Pictures must not be retyped. Return exactly the lines from the one with "Clone this screenshot" through the one with "items-center text-[16px] tracking-[0.4px]", both included, and no others.

───── DATASET EXTRACT

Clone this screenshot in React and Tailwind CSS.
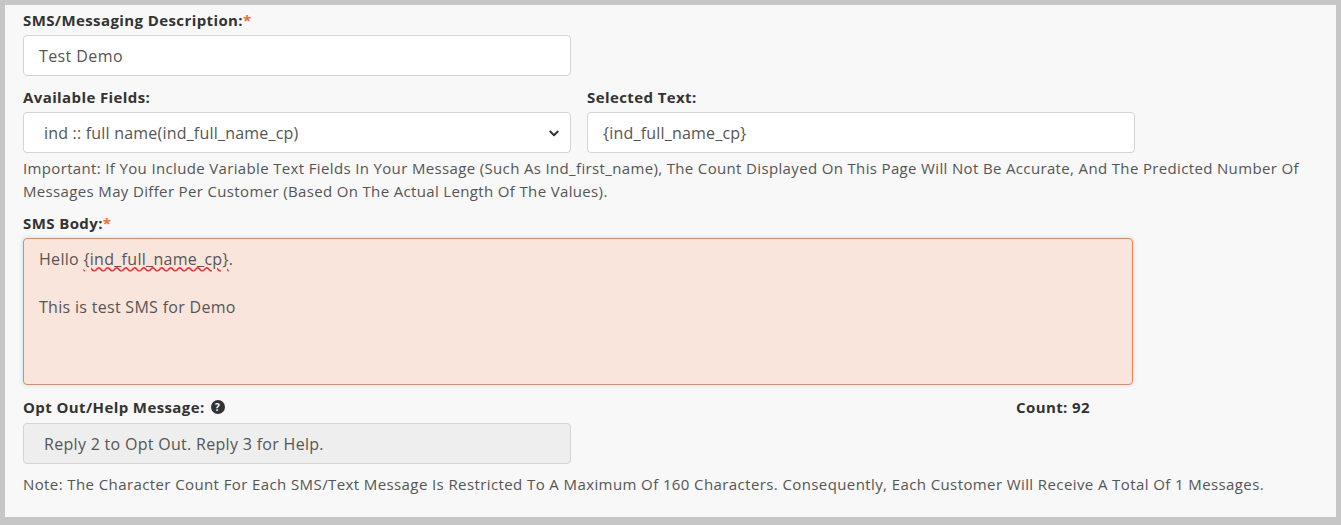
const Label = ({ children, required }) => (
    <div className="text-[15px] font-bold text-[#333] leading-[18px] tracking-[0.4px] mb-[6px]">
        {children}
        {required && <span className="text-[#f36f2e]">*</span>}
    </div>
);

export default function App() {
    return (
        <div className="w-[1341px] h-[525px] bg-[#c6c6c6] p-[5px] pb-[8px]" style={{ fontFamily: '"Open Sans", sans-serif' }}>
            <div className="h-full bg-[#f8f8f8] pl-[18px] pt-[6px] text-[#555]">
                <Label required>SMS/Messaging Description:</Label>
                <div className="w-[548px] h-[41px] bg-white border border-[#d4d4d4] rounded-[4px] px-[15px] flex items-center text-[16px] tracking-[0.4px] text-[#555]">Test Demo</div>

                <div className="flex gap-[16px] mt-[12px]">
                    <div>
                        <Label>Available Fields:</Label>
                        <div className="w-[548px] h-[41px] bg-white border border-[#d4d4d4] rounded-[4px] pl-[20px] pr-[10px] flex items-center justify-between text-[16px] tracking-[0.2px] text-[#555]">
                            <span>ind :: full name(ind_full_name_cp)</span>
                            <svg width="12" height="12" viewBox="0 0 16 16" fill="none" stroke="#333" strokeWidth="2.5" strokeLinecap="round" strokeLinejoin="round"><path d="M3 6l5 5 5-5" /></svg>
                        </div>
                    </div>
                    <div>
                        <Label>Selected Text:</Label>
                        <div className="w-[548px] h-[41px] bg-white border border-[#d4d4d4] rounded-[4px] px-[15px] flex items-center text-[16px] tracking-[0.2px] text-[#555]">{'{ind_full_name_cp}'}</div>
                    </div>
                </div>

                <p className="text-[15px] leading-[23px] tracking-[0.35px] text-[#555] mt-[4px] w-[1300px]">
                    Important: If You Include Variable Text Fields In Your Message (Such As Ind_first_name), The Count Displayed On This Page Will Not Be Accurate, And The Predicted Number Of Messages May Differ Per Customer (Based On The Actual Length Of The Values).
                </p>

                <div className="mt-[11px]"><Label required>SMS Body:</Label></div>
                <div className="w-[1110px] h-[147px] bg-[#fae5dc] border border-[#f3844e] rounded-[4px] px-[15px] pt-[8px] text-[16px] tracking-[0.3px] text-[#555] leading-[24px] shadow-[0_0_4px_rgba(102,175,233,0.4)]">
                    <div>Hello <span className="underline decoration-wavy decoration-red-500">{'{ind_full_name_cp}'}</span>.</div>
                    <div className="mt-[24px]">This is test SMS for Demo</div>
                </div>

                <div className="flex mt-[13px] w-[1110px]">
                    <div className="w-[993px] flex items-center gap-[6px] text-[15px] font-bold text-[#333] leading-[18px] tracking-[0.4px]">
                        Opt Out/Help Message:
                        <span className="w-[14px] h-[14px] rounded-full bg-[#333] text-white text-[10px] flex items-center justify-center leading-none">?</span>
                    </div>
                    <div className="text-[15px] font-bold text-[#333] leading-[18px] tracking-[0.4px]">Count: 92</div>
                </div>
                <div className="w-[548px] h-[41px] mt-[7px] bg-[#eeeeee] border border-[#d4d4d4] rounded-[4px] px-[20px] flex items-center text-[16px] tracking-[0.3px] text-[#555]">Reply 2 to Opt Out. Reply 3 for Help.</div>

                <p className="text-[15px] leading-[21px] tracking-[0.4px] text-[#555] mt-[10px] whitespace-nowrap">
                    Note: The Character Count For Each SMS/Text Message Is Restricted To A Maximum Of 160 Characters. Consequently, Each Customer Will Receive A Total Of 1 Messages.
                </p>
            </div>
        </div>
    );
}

──────────
───── DATASET EXTRACT

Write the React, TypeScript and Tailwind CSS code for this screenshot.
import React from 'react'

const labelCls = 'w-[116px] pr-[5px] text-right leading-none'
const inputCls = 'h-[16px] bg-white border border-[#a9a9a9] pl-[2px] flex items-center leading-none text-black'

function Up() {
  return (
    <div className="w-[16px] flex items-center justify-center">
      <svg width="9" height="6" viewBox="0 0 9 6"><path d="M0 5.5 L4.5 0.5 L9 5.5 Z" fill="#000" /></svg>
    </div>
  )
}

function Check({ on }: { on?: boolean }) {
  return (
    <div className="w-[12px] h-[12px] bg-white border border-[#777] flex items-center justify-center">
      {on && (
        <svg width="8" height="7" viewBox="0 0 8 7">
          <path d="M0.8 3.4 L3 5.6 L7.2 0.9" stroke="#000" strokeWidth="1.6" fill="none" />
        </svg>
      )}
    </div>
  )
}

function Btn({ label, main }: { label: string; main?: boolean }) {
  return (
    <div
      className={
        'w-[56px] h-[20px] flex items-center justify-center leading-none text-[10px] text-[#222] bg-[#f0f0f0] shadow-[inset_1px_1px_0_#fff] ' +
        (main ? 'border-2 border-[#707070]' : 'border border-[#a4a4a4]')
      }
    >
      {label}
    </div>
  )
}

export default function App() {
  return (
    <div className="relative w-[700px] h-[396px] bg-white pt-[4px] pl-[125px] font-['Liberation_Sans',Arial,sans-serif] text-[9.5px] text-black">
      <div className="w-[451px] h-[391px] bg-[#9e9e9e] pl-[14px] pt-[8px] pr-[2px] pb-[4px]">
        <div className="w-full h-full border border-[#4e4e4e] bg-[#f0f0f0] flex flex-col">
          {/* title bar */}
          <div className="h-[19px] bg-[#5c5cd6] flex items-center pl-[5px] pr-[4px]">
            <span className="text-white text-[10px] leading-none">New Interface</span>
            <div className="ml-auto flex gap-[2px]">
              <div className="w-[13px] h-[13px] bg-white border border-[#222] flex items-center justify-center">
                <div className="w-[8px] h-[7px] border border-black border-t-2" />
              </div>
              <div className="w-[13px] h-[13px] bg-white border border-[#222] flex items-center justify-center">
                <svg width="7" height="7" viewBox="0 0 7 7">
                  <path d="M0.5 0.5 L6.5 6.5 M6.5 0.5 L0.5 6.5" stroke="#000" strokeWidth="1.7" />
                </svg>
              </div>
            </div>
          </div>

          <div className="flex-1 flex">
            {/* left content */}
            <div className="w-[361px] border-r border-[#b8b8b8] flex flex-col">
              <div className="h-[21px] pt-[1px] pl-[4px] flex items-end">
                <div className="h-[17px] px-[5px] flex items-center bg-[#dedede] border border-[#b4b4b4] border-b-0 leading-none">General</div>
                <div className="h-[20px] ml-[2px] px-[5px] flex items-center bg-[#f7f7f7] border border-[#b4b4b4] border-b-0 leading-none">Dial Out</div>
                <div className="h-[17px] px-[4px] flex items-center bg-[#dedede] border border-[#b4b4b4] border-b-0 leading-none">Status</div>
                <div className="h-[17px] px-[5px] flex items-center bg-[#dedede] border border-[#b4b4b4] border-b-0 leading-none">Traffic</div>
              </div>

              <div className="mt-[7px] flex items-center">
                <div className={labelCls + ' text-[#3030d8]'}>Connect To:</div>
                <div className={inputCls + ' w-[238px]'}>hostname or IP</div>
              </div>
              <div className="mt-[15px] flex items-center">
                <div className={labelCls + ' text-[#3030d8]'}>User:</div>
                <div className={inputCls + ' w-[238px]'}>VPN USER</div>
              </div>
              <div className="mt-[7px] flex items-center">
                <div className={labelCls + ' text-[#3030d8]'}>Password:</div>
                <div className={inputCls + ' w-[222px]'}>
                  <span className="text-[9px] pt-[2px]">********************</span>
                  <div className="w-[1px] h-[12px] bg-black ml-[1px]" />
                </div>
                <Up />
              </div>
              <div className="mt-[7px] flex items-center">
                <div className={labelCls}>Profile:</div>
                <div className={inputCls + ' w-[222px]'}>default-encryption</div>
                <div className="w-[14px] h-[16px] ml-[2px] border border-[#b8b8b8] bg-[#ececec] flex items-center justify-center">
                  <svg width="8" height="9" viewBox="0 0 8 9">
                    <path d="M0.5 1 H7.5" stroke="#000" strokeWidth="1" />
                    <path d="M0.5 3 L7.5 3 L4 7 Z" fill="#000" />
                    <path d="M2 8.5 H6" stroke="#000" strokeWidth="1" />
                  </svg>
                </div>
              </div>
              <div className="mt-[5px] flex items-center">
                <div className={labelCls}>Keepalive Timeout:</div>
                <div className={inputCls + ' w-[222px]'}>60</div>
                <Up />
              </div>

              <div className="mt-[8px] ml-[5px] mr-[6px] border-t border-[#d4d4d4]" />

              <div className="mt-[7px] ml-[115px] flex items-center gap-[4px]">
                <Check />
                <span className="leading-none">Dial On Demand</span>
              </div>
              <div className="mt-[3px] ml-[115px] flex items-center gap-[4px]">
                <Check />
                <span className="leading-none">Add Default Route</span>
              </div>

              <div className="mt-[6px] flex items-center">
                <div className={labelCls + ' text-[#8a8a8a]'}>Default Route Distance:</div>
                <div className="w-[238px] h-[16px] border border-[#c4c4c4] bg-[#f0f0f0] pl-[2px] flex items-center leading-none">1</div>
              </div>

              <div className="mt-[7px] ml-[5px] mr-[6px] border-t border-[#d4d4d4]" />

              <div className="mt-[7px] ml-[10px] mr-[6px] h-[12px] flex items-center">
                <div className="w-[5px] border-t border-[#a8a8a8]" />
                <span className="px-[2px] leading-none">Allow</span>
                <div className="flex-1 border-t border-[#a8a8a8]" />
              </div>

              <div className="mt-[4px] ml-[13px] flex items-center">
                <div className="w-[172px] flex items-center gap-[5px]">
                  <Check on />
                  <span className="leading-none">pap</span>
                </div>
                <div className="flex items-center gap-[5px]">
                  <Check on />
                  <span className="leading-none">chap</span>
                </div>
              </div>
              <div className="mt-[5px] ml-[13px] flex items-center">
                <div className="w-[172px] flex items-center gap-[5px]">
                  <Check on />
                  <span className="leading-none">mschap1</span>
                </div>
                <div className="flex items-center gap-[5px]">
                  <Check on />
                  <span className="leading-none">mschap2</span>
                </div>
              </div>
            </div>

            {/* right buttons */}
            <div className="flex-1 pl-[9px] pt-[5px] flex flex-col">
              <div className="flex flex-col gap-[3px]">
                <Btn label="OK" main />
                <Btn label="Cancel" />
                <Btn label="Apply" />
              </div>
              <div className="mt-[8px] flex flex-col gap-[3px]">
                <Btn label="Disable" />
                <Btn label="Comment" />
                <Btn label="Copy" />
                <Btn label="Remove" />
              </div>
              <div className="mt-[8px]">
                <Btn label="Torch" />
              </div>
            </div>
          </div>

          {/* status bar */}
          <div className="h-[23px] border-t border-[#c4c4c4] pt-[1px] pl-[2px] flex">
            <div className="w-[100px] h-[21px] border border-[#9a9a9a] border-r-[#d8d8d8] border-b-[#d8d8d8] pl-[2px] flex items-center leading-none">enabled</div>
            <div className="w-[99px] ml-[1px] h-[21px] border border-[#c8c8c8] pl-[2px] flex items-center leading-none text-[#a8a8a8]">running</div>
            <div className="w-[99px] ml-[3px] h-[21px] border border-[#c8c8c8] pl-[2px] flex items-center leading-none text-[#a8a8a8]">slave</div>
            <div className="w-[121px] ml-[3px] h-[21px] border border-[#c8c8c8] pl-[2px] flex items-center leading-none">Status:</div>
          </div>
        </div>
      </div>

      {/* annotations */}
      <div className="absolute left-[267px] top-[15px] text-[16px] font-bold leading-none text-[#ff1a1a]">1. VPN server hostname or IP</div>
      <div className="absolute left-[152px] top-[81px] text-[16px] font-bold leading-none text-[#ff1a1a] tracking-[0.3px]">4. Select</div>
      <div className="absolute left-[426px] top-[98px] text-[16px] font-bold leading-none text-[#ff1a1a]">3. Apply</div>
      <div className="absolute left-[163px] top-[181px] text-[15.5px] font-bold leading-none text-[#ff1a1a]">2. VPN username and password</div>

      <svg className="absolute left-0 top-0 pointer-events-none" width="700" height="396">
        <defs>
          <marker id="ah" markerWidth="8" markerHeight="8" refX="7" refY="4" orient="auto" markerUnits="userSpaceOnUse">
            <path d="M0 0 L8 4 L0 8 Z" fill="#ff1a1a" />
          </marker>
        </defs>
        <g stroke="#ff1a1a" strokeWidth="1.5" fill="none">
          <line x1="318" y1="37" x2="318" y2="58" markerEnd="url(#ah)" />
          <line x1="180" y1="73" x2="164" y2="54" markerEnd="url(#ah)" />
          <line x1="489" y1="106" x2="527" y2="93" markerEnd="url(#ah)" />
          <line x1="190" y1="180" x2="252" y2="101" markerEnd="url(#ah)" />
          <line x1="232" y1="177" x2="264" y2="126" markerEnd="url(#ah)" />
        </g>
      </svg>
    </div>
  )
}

──────────

### RESPONSE
Clone this screenshot in React and Tailwind CSS.
const Label = ({ children, required }) => (
    <div className="text-[15px] font-bold text-[#333] leading-[18px] tracking-[0.4px] mb-[6px]">
        {children}
        {required && <span className="text-[#f36f2e]">*</span>}
    </div>
);

export default function App() {
    return (
        <div className="w-[1341px] h-[525px] bg-[#c6c6c6] p-[5px] pb-[8px]" style={{ fontFamily: '"Open Sans", sans-serif' }}>
            <div className="h-full bg-[#f8f8f8] pl-[18px] pt-[6px] text-[#555]">
                <Label required>SMS/Messaging Description:</Label>
                <div className="w-[548px] h-[41px] bg-white border border-[#d4d4d4] rounded-[4px] px-[15px] flex items-center text-[16px] tracking-[0.4px] text-[#555]">Test Demo</div>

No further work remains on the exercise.